One mistake which hurt South Africans’ chances of buying a home
Even if you consistently pay on time, frequent use of short-term loans can signal poor financial discipline to home loan providers, harming your chances of securing a mortgage due to the high risk such borrowing patterns represent.
Renier Kriek, managing director of the disruptive home finance business at Sentinel Homes, warned that frequent short-term borrowing could be a black mark against you when applying for a home loan.
“The number of short-term loans you burn through may warn banks or other lenders that you’re having trouble managing your finances,” Kriek said.
That can make banks reluctant to fund your dream of owning property. All debt should be managed responsibly to maintain a good credit score.
However, for many South Africans, short-term loans are becoming an addictive way to make ends meet or to fund luxuries they can’t afford but refuse to live without.
It’s easy to get hooked as well, Kriek said. You don’t need to put up collateral to get one, and you don’t have to explain what you’ll use the money for.
Some people also think that they can submit themselves to a debt review if they fall behind on their repayments.
A debt review, introduced by the National Credit Act, is a legal process that allows individuals who are over-indebted to settle with their creditors by paying what they can afford. A registered debt counsellor will review their finances and help them create a repayment plan.
Unfortunately, Kriek warned that there’s no such thing as a free lunch. In fact, short-term loans can carry much higher interest rates than other types of debt, up to 5% per month.
This is around 6 times the current prime rate. “So, the more you borrow, the worse off you become financially and the more likely you are to default.”
That debt review “solution” isn’t necessarily a safe bet either. This is because it will cut you off from any further credit provision for as long as it takes to remedy your past bad behaviour.
Even if you’re not a repeat offender, firms offering debt counselling often assure you that your debts will be forgiven, the slate will be wiped clean, and all will be forgiven.
“In the real world, lenders could deny your home loan application simply because you needed debt review in the first place.”
A red flag for lenders

According to Kriek, short-term or unsecured loans are not inherently evil and should not be avoided entirely. When used responsibly, they’re actually good for the economy.
However, they’re also a red flag to home loan providers when they feature strongly in your financial history, even if you’re keeping up with repayments.

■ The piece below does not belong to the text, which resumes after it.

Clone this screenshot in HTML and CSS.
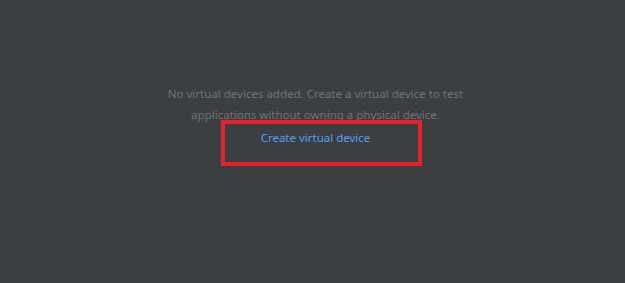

Credit providers use various risk models to identify patterns in our spending behaviour, good and bad. They know what financially responsible and irresponsible spending patterns look like.
“Frequent short-term loans, with or without defaulting, are a risky pattern that implies an individual does not manage debt well, and that is something a home loan provider does not want to make a long-term investment in.”
“The ability to delay gratification is the underlying attribute that responsible users of credit have, but there is no easy way to quantify whether a particular applicant possesses that trait.”
Therefore, Kriek explained that the number, frequency and type of unsecured credit transactions are used as a proxy.
However, if you already have short-term loans, that doesn’t mean all is lost. According to Kriek, several actions can be taken by people in this position.
First, understand that short-term loans have their place but are seldom necessary, he said.. Stop using them and make a plan to pay off the ones you already have.
Then, work on building an emergency cash fund that can only be touched for true emergencies, so that you will not need unsecured debt in those cases.
Second, work on saving for luxuries such as holidays and large capital purchases. Whether you take the credit or save, you will pay monthly anyway.
But in the saving scenario, interest will work in your favour rather than against you. Delaying the gratification of that large purchase is difficult, but no one said adulting would be easy.
Finally, if there is no other option, opt for “good” debt as far as possible. Buy your clothes, furniture, appliances, groceries and other items using store credit if you absolutely cannot do without.
You don’t have to buy things you don’t need to build a good credit score. Instead, opt for everyday items and normal household purchases.
“Credit providers’ risk algorithms generally look favourably on consumers who start their credit journey with store debt because it fits the pattern of responsible spending,” Kriek said.
Importantly, though, this is provided you pay your accounts on time and do not spend near or above your credit limit.
Kriek added that eventually, most people end up before a home loan provider in the hope of buying a house they love. However, lenders are profit makers and risk reducers, so it’s essential to think like they do.
Ask yourself whether you are a good investment and will repay your home loan on time and in full.
The lender’s modern analytical systems, often powered now by artificial intelligence, have evolved to answer questions like these and exist to protect their owner from risk.
“Short-term loans that literally fund your lifestyle can easily sway the algorithm against you,” Kriek said, “especially if you are funding luxuries or nice-to-haves from easy debt rather than developing the discipline of saving.”